- **GOAL**
All of the lines below are to be transcribed faithfully, with pictures excluded from the copy.
* Start DATA EXTRACT *
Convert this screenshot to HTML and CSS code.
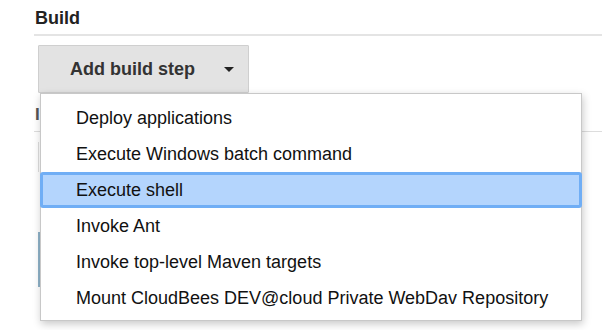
FILE: index.html
```html
<!DOCTYPE html>
<html lang="en">
  <head>
    <meta charset="UTF-8" />
    <title>Build</title>
    <link rel="stylesheet" href="styles.css">
  </head>
  <body>
    <div class="section">
      <div class="section-header">Build</div>

      <div class="step-box">
        <button class="add-step">
          <span>Add build step</span>
          <span class="caret"></span>
        </button>

        <ul class="menu">
          <li>Deploy applications</li>
          <li>Execute Windows batch command</li>
          <li class="active">Execute shell</li>
          <li>Invoke Ant</li>
          <li>Invoke top-level Maven targets</li>
          <li>Mount CloudBees DEV@cloud Private WebDav Repository</li>
        </ul>
      </div>

      <div class="section-header next">I</div>
      <div class="field faint"></div>
      <div class="field blue"></div>
    </div>
  </body>
</html>
```

FILE: styles.css
```css
body {
  font-family: "Liberation Sans", Arial, sans-serif;
  margin: 0;
  padding: 0;
  min-height: 330px;
  background-color: #fff;
  color: #222;
}
.section {
  padding: 8px 0 0 34px;
}
.section-header {
  font-size: 18px;
  font-weight: bold;
  line-height: 20px;
  padding: 0 0 6px 1px;
  border-bottom: 2px solid #e4e4e4;
}
.section-header.next {
  margin-top: 12px;
  color: #555;
  font-size: 17px;
  padding-bottom: 6px;
  border-bottom: 1px solid #ddd;
}
.step-box {
  position: relative;
  padding: 9px 0 0 4px;
}
.add-step {
  display: flex;
  align-items: center;
  gap: 29px;
  height: 48px;
  padding: 0 14px 0 31px;
  background-color: #e3e3e3;
  border: 1px solid #cfcfcf;
  border-radius: 1px;
  font-family: "Liberation Sans", Arial, sans-serif;
  font-size: 18px;
  font-weight: bold;
  color: #333;
  cursor: pointer;
}
.caret {
  width: 0;
  height: 0;
  border-left: 5px solid transparent;
  border-right: 5px solid transparent;
  border-top: 5px solid #222;
}
.menu {
  position: absolute;
  top: 57px;
  left: 6px;
  width: 540px;
  margin: 0;
  padding: 6px 0 4px;
  list-style: none;
  background-color: #fff;
  border: 1px solid #c8c8c8;
  box-shadow: 1px 3px 8px rgba(0, 0, 0, 0.22);
  z-index: 2;
}
.menu li {
  height: 34px;
  line-height: 34px;
  padding-left: 34px;
  font-size: 18px;
  color: #111;
  border: 1px solid transparent;
  white-space: nowrap;
}
.menu li.active {
  margin: 0 -1px;
  padding-left: 33px;
  background-color: #b4d5fd;
  border: 3px solid #70aef5;
  border-radius: 3px;
  height: 30px;
  line-height: 30px;
}
.field {
  margin: 10px 0 0 4px;
  width: 200px;
  border-left: 1px solid #ddd;
}
.field.faint {
  height: 30px;
}
.field.blue {
  margin-top: 60px;
  height: 55px;
  border-left: 2px solid #8fb2c8;
}
```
* End DATA EXTRACT *
- **TASK RESULT**
Convert this screenshot to HTML and CSS code.
FILE: index.html
```html
<!DOCTYPE html>
<html lang="en">
  <head>
    <meta charset="UTF-8" />
    <title>Build</title>
    <link rel="stylesheet" href="styles.css">
  </head>
  <body>
    <div class="section">
      <div class="section-header">Build</div>

      <div class="step-box">
        <button class="add-step">
          <span>Add build step</span>
          <span class="caret"></span>
        </button>

        <ul class="menu">
          <li>Deploy applications</li>
          <li>Execute Windows batch command</li>
          <li class="active">Execute shell</li>
          <li>Invoke Ant</li>
          <li>Invoke top-level Maven targets</li>
          <li>Mount CloudBees DEV@cloud Private WebDav Repository</li>
        </ul>
      </div>

      <div class="section-header next">I</div>
      <div class="field faint"></div>
      <div class="field blue"></div>
    </div>
  </body>
</html>
```

FILE: styles.css
```css
body {
  font-family: "Liberation Sans", Arial, sans-serif;
  margin: 0;
  padding: 0;
  min-height: 330px;
  background-color: #fff;
  color: #222;
}
.section {
  padding: 8px 0 0 34px;
}
.section-header {
  font-size: 18px;
  font-weight: bold;
  line-height: 20px;
  padding: 0 0 6px 1px;
  border-bottom: 2px solid #e4e4e4;
}
.section-header.next {
  margin-top: 12px;
  color: #555;
  font-size: 17px;
  padding-bottom: 6px;
  border-bottom: 1px solid #ddd;
}
.step-box {
  position: relative;
  padding: 9px 0 0 4px;
}
.add-step {
  display: flex;
  align-items: center;
  gap: 29px;
  height: 48px;
  padding: 0 14px 0 31px;
  background-color: #e3e3e3;
  border: 1px solid #cfcfcf;
  border-radius: 1px;
  font-family: "Liberation Sans", Arial, sans-serif;
  font-size: 18px;
  font-weight: bold;
  color: #333;
  cursor: pointer;
}
.caret {
  width: 0;
  height: 0;
  border-left: 5px solid transparent;
  border-right: 5px solid transparent;
  border-top: 5px solid #222;
}
.menu {
  position: absolute;
  top: 57px;
  left: 6px;
  width: 540px;
  margin: 0;
  padding: 6px 0 4px;
  list-style: none;
  background-color: #fff;
  border: 1px solid #c8c8c8;
  box-shadow: 1px 3px 8px rgba(0, 0, 0, 0.22);
  z-index: 2;
}
.menu li {
  height: 34px;
  line-height: 34px;
  padding-left: 34px;
  font-size: 18px;
  color: #111;
  border: 1px solid transparent;
  white-space: nowrap;
}
.menu li.active {
  margin: 0 -1px;
  padding-left: 33px;
  background-color: #b4d5fd;
  border: 3px solid #70aef5;
  border-radius: 3px;
  height: 30px;
  line-height: 30px;
}
.field {
  margin: 10px 0 0 4px;
  width: 200px;
  border-left: 1px solid #ddd;
}
.field.faint {
  height: 30px;
}
.field.blue {
  margin-top: 60px;
  height: 55px;
  border-left: 2px solid #8fb2c8;
}
```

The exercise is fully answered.